We often think of the NYC subway as a relatively modern marvel, a system that has expanded and evolved tremendously over 100-plus years, and a shell of what it was when it first debuted in 1904. However, the reality is that the majority of the lines that make up today’s network were actually built before The Great Depression. In fact, as graphic designer Jake Berman’s insightful throwback map depicts, it was pretty much all systems go by 1939.
Though the map doesn’t look radically different than today’s, there are a few notable differences. First, as Berman points out, there is no 6th Avenue BDFM (it opened a year later); the map also details the elevated lines that used to run along 9th Street, 3rd and 2nd avenues, as well as over the Brooklyn and Queensboro bridges. The creator notes that he chose 1939 because “the IND was finished by then, but the majority of the elevated lines were still intact.”

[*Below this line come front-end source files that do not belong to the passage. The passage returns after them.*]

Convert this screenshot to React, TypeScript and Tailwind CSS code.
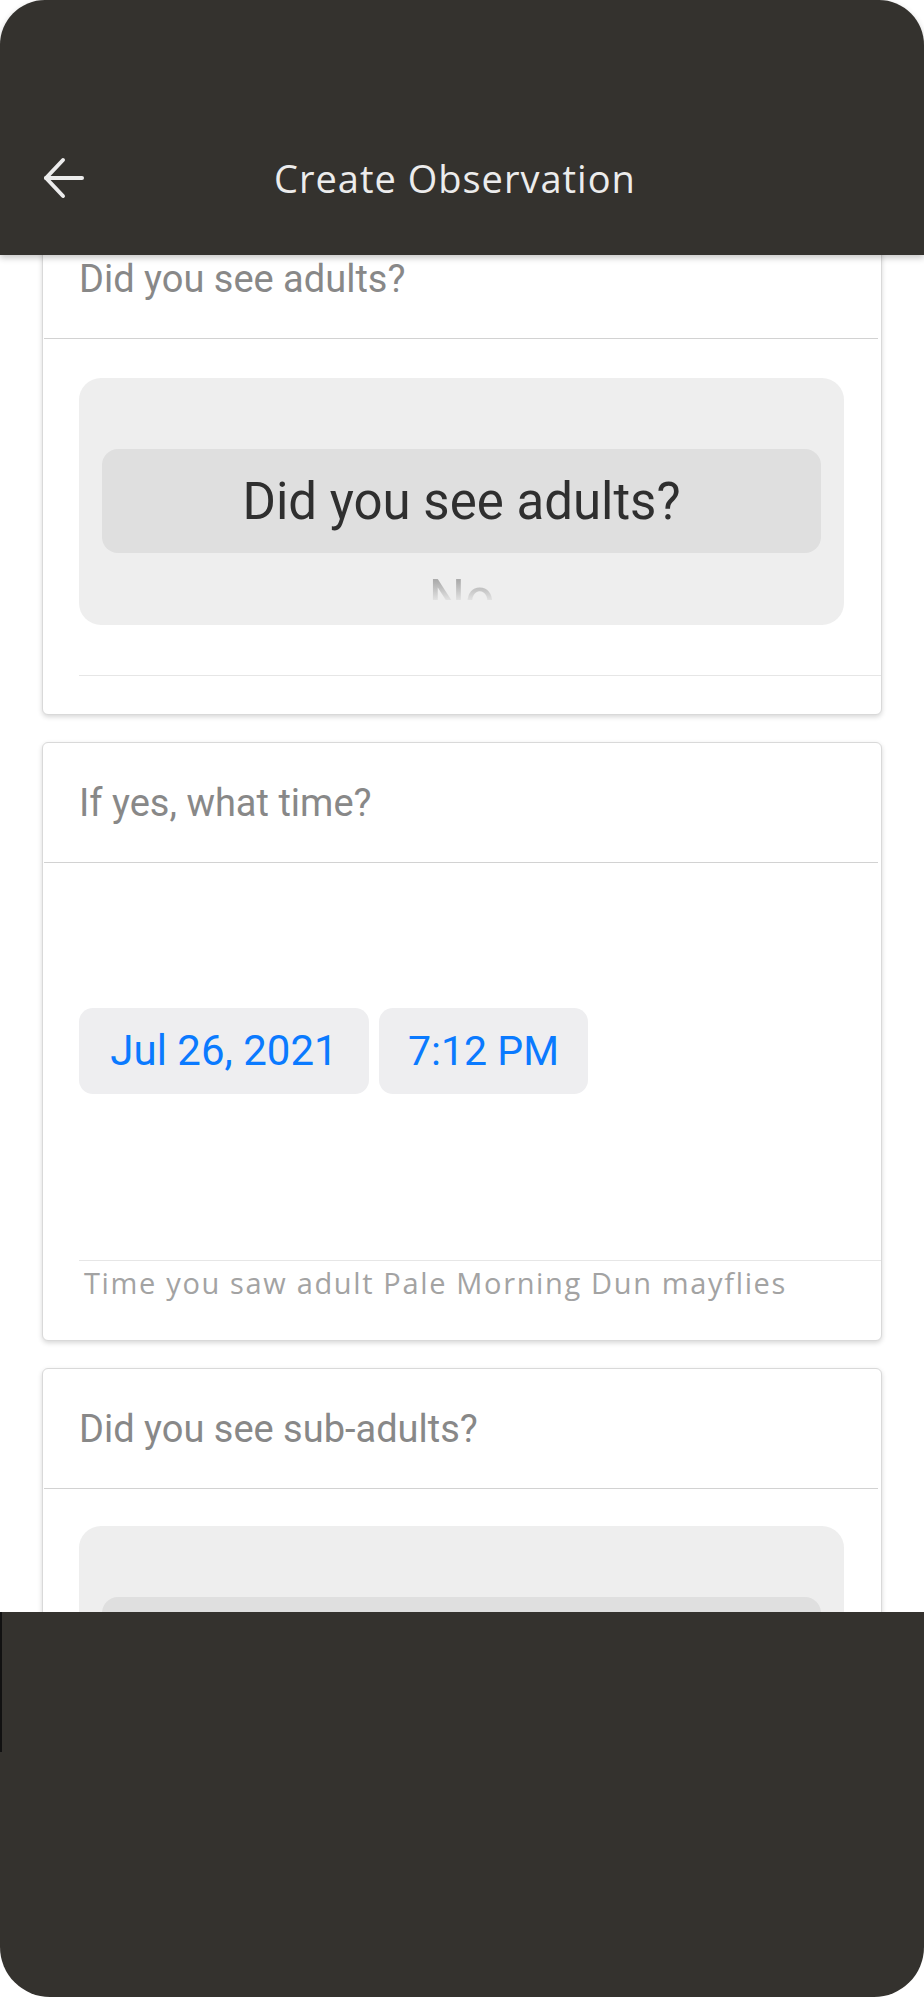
import React from "react";

const roboto = { fontFamily: "Roboto, 'Liberation Sans', sans-serif" } as const;

function Card({ children }: { children: React.ReactNode }) {
  return (
    <div className="bg-white border border-[#d9d9d9] rounded-[6px] shadow-[0_2px_5px_rgba(0,0,0,0.16)] flex flex-col shrink-0">
      {children}
    </div>
  );
}

function Label({ text }: { text: string }) {
  return (
    <>
      <div
        className="h-[119px] flex items-center pl-[36px] text-[38px] text-[#888888] leading-none"
        style={roboto}
      >
        {text}
      </div>
      <div className="h-px bg-[#d2d2d2] mx-[1px] mr-[3px]" />
    </>
  );
}

function Picker({ selected, next }: { selected: string; next: string }) {
  return (
    <div className="ml-[36px] mr-[37px] h-[247px] rounded-[22px] bg-[#eeeeee] flex flex-col pt-[71px] px-[23px] overflow-hidden shrink-0">
      <div
        className="h-[104px] shrink-0 rounded-[16px] bg-[#dfdfdf] flex items-center justify-center text-[51px] text-[#2f2f2f] leading-none"
        style={roboto}
      >
        {selected}
      </div>
      <div className="h-[47px] shrink-0 overflow-hidden flex justify-center items-start pt-[20px]">
        <span
          className="block h-[51px] text-[51px] leading-[51px] bg-linear-to-b from-[#acacac] from-15% to-[#ececec] to-60% bg-clip-text text-transparent"
          style={roboto}
        >
          {next}
        </span>
      </div>
    </div>
  );
}

export default function App() {
  return (
    <div className="w-[924px] h-[2000px] bg-white flex flex-col overflow-hidden">
      <header className="h-[255px] shrink-0 bg-[#34322e] rounded-t-[45px] relative z-10 shadow-[0_3px_6px_rgba(0,0,0,0.22)] flex items-center pt-[100px]">
        <svg
          width="42"
          height="42"
          viewBox="0 0 42 42"
          className="ml-[43px] shrink-0"
          fill="none"
          stroke="#ececec"
          strokeWidth="4"
          strokeLinecap="round"
          strokeLinejoin="round"
        >
          <path d="M39 21H3" />
          <path d="M20 3L3 21L20 39" />
        </svg>
        <div
          className="ml-[189px] text-[38px] text-[#ececec] tracking-[1px] leading-none"
          style={{ fontFamily: "'Open Sans', 'Noto Sans', sans-serif" }}
        >
          Create Observation
        </div>
      </header>

      <main className="h-[1357px] shrink-0 overflow-hidden">
        <div className="-mt-[37px] flex flex-col gap-[27px] px-[42px]">
          <Card>
            <Label text="Did you see adults?" />
            <div className="pt-[39px] flex flex-col">
              <Picker selected="Did you see adults?" next="No" />
              <div className="mt-[50px] h-px bg-[#e6e6e6] ml-[36px]" />
              <div className="h-[38px]" />
            </div>
          </Card>

          <Card>
            <Label text="If yes, what time?" />
            <div className="pt-[145px] pb-[166px] pl-[36px] flex gap-[10px]">
              <div
                className="h-[86px] w-[290px] rounded-[14px] bg-[#eeeef0] flex items-center justify-center text-[42px] text-[#0a7aff] leading-none"
                style={roboto}
              >
                Jul 26, 2021
              </div>
              <div
                className="h-[86px] w-[209px] rounded-[14px] bg-[#eeeef0] flex items-center justify-center text-[41px] text-[#0a7aff] leading-none"
                style={roboto}
              >
                7:12 PM
              </div>
            </div>
            <div className="h-px bg-[#e6e6e6] ml-[36px]" />
            <div className="h-[79px] pl-[41px] pt-[4px]">
              <div
                className="text-[29px] leading-[36px] text-[#a3a3a3] tracking-[1.65px] whitespace-nowrap"
                style={{ fontFamily: "'Open Sans', 'Noto Sans', sans-serif" }}
              >
                Time you saw adult Pale Morning Dun mayflies
              </div>
            </div>
          </Card>

          <Card>
            <Label text="Did you see sub-adults?" />
            <div className="pt-[37px] flex flex-col">
              <Picker selected="" next="" />
            </div>
          </Card>
        </div>
      </main>

      <footer className="h-[385px] shrink-0 bg-[#34322e] rounded-b-[50px] relative">
        <div className="absolute left-0 top-0 w-[2px] h-[140px] bg-[#111]" />
      </footer>
    </div>
  );
}
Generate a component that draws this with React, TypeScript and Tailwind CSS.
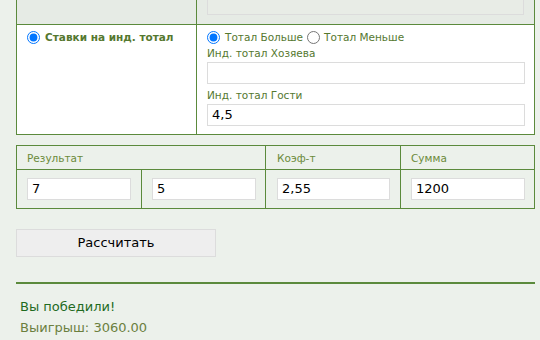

For an extra bit of early 20th century immersion, Berman also denotes the “historical” names of various neighborhoods (pulled he says from a 1939 tourist’s guide), which include Roosevelt Island’s former moniker “Welfare Island” and the Lower East Side’s “The Ghetto”—these among some other dicey appellations. Several markers also point out the original locations of institutions like NYU, which was in the Bronx, and Madison Square Garden, which was formerly up near 50th Street.
Apart from the Second Avenue Subway, which is slated to open in December, the city’s last great subway project was the IND. The system’s comprehensive coverage early on can be largely attributed to the fact that automobiles and highways had not yet proliferated. These two things would ultimately quash any meaningful expansion.